Le thiol : gros sabar dont le fût est fermé, au
son sourd, c'est la base du rythme, il "tulli" c'est-à-dire
qu'il soutient ou dialogue avec le premier soliste.

Le xiin : Le xiin est une sorte de sabar, utilisé par
les Baye Fall. Les Baye Fall sont les disciples musulmans de Cheikh Ibrahima
Fall, ils représentent une confrérie musulmane apparentée
aux Mourides. A l'image de leur chef spirituel, ils portent des dread locks
et s'habillent avec des boubous colorés en patchworks, en signe de
pauvreté et d'abnégation.
Contrairement à la doctrine orthodoxe de l'Islam, les Baye Fall joue
de la musique, exclusivement du xiin. Le fût est droit et largement
ouvert. Il est monté avec une peau de chèvre selon la même
technique que les autres sabar.
Le sabar fait partie intégrante de la musique
sénégalaise traditionnelle et moderne. Doudou Ndiaye Rose a
grandement contribué à faire connaître les rythmes traditionnels
du sabar à travers son album "Jaboot". Mais on retrouve aussi
le sabar dans les groupes sénégalais les plus en vogue. C'est
Youssou Ndour et le super étoile de Dakar qui a contribué à
diffuser dans le monde entier le mbalax ce rythme de base de la musique
sénégalaise. Mbaye Diéye Faye, le batteur de Youssou
Ndour, Baaba Maal, Thione Seck, Ismael Lo, utilisent le mbalax comme support
rythmique.
Parmis les grands griots dakarois (bajj géwel
Ndakaaru), on peut citer : Abdou Karim Gueye, Libas Gueye (décédé),
Vieux Sing Faye, Ma Cheikh Fatma Ndiaye, Lama Bouna Mbas, Malick Mbaye, Jogooy
Mbaye de Yoff, Idrissa Ndiaye.
A travers les rythmes et les solos, le batteur de sabar exprime des
sentiments, des valeurs, des traditions qui sont ressenties par les auditeurs
qui partagent la même culture. Les bàkk sont de véritables
phrases musicales qui reprennent les tonalités sonores d'une phrase
prononcée en wolof. Le sabar parle, son langage est connu des griots
mais aussi en partie de l'ensemble des sénégalais. Les griots
peuvent s'appeler par leur nom en jouant la devise attachée à
tel ou tel patronyme, ils peuvent aussi plaisanter en reprenant des phrases
chantées. Il s'instaure alors un véritable dialogue musical
entre griots.
Le répertoire traditionnel du sabar évolue, la musique
traditionnelle a ses modes, ses nouveautés. Les rythmes et danses de
Yaaba, Yannap, Gumbe, Ndaw Rabbin (rythme d'intronisation
des hauts dignitaires) disparaissent peu à peu et laissent place à
de nouvelles danses chaque année : Thiéboudiène,
Mulaceggin, Tyson (du nom d'un lutteur célèbre)...
Fêtes et cérémonies
Sabar et Tanneber
Le sabar est une fête qui a lieu sur la place du
village ou dans une rue. Il est organisé à l'occasion d'un mariage,
d'un baptème ou tout simplement par un groupe de jeunes femmes qui
appartiennent à une même classe d'âge et souhaitent s'offrir
un moment de plaisir.
Le tanneber est un sabar organisé en nocturne.
Les
femmes assises forment un grand cercle qui délimite l'aire de danse,
tour à tour elles s'élancent vers le centre, devant la dizaine
de batteurs de sabar qui jouent un rythme trépidant.
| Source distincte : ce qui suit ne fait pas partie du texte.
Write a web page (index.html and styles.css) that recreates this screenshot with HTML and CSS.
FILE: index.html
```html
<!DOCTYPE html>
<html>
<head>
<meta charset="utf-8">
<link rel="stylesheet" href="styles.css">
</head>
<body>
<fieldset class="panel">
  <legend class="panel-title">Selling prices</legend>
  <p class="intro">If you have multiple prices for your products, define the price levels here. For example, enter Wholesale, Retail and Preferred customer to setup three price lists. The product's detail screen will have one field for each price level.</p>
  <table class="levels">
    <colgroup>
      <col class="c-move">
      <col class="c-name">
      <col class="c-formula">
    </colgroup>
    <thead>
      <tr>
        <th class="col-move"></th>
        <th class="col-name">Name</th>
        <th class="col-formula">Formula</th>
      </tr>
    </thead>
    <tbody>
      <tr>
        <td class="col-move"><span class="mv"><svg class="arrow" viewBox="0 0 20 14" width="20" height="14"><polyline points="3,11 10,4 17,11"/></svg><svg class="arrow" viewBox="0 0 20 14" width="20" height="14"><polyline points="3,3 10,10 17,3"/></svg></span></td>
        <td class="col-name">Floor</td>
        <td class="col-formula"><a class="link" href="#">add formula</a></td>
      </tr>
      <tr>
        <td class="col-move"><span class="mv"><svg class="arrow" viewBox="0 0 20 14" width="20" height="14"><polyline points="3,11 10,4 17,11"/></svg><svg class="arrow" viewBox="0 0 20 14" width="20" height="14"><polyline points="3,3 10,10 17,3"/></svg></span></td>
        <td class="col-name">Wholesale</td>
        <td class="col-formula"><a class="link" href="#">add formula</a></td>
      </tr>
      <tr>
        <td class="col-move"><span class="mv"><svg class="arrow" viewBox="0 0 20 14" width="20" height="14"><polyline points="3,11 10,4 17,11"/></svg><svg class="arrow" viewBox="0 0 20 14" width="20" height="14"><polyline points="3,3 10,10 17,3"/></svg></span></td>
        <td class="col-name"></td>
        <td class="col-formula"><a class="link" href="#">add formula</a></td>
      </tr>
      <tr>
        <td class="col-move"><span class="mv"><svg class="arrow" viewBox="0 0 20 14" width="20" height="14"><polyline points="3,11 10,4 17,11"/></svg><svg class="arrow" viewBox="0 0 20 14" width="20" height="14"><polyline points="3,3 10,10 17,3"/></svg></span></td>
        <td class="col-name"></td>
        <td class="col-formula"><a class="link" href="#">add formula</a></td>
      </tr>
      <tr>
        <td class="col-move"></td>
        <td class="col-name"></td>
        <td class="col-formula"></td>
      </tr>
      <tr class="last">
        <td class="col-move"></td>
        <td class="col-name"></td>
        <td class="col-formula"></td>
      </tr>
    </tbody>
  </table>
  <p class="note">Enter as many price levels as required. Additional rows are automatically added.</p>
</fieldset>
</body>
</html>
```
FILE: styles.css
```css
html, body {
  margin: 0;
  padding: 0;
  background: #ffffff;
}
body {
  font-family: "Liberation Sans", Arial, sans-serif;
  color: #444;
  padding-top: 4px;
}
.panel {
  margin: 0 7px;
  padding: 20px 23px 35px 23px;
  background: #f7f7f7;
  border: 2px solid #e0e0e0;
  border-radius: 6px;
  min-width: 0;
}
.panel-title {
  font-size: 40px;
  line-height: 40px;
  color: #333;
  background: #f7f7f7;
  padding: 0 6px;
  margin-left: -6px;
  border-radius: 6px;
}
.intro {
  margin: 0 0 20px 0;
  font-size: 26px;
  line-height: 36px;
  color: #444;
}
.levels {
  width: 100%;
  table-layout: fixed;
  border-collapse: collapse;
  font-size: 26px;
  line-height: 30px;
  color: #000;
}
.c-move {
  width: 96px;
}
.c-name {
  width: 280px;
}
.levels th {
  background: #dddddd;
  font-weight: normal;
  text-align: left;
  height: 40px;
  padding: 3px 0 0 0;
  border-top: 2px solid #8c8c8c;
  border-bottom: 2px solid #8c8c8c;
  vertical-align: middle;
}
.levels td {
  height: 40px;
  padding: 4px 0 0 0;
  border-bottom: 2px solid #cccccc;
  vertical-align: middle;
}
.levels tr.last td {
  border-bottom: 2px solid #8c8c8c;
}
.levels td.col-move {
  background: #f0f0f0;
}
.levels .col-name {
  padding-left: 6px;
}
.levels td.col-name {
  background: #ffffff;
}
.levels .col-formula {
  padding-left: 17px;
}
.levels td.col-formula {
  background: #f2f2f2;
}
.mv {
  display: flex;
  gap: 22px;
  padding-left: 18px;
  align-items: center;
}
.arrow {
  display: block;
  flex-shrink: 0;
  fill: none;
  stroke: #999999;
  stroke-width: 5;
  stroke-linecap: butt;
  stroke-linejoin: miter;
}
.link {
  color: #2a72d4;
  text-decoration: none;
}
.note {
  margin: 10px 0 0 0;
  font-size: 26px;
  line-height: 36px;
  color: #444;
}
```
Le déroulement des rythmes et des danses est codifié. L'ordre
d'éxécution des rythmes indique le début et la fin de
la fête. Les rythmes sont variés : Saf, Ardin, Taggumbar,
Njor, Farwujar, Thiébudiène, Baram Mbaye, Mbabas, Ndëj
ou Kaolakh, Naari Gorong, Taatu Laobe...
Les femmes connaissent les pas de danse qui s'accordent avec les rythmes mais
le soliste principal se doit de suivre et de marquer les pas de la danseuse.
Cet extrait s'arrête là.